对面轻笑,不怒不恼:“这样啊,那我真是荣幸。你看,我说得对吗——我们离开对方都能活得好好的,我们能活得更好。哦,你忘了,你应该忘了这句话吧?”
“不…不不是的,我不能没有你,我需要你,我现在就需要你,我现在就去找你,我去机场,我今天就能见到你的。”
“你到了再说吧,别死路上或者酒吧迷路了。
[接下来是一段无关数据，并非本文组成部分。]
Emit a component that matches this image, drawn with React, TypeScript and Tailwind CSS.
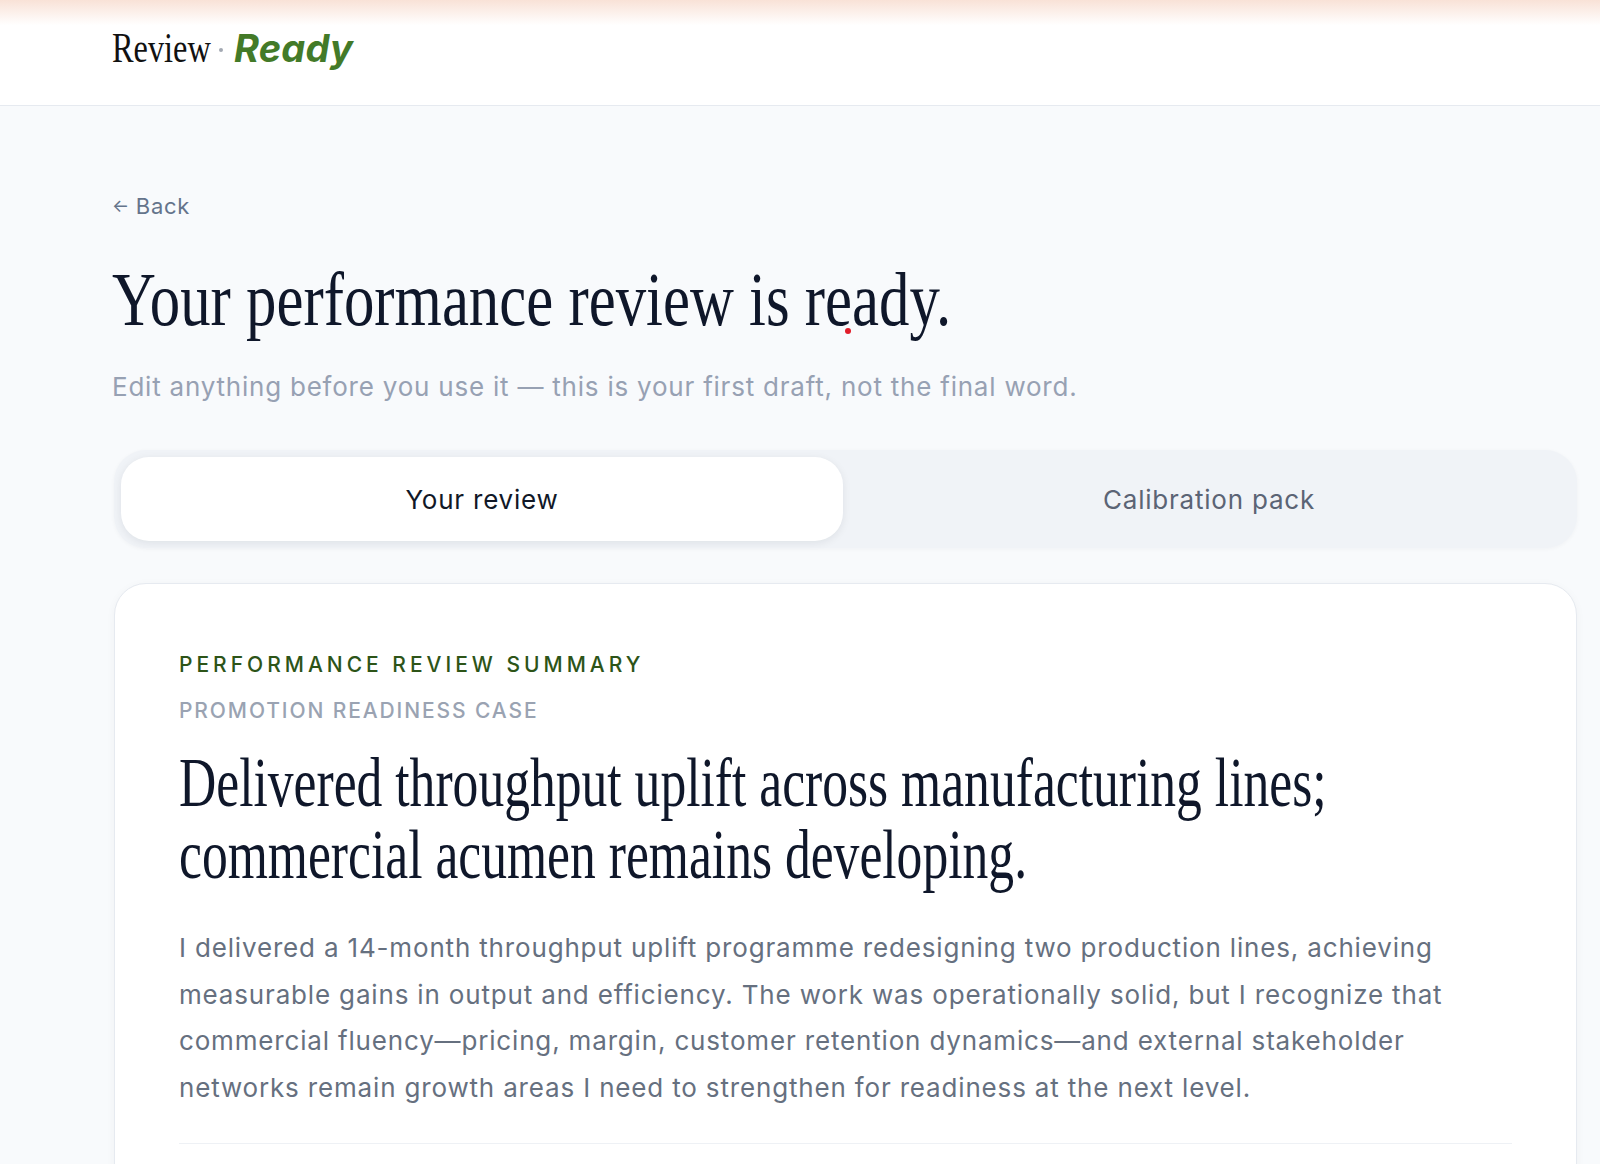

”白顾问挂断电话。
沈琛不知道为什么要去见白浮清,只觉得见到白顾问一切就会好起来。
“好起来”具体是什么,不知道,毕竟为什么要“好”也不知道。
机场VIP特别等候室,沈琛拿出手机,拍摄停机坪和等候厅。
他觉得可以发布条新博文。
“飞跃过一千公里。”
浮世万千若水流
窗外的阳光填满小房,帘子有些过长,静静垂在地上。
房间没有开灯,家具布置简洁。双人床、床头柜、书籍、躺椅,立式台灯缩在角落。
他站在床与椅之间,双眼空洞。
剪裁奇怪的大号白衬衫下摆从胯骨斜至膝盖,袖子遮去半手,阔腿裤宽松成裙面,如果不是虚影拽住裤沿,他可能会飘出窗浮到天边去。
白顾问从不这样穿。这样的着装和神情让他看上去有些陌生。
但沈琛相信心底的安全感不会骗人,他还是笑着说:“太好了,又见到顾问了,我记得每个月一定要见你一次的。”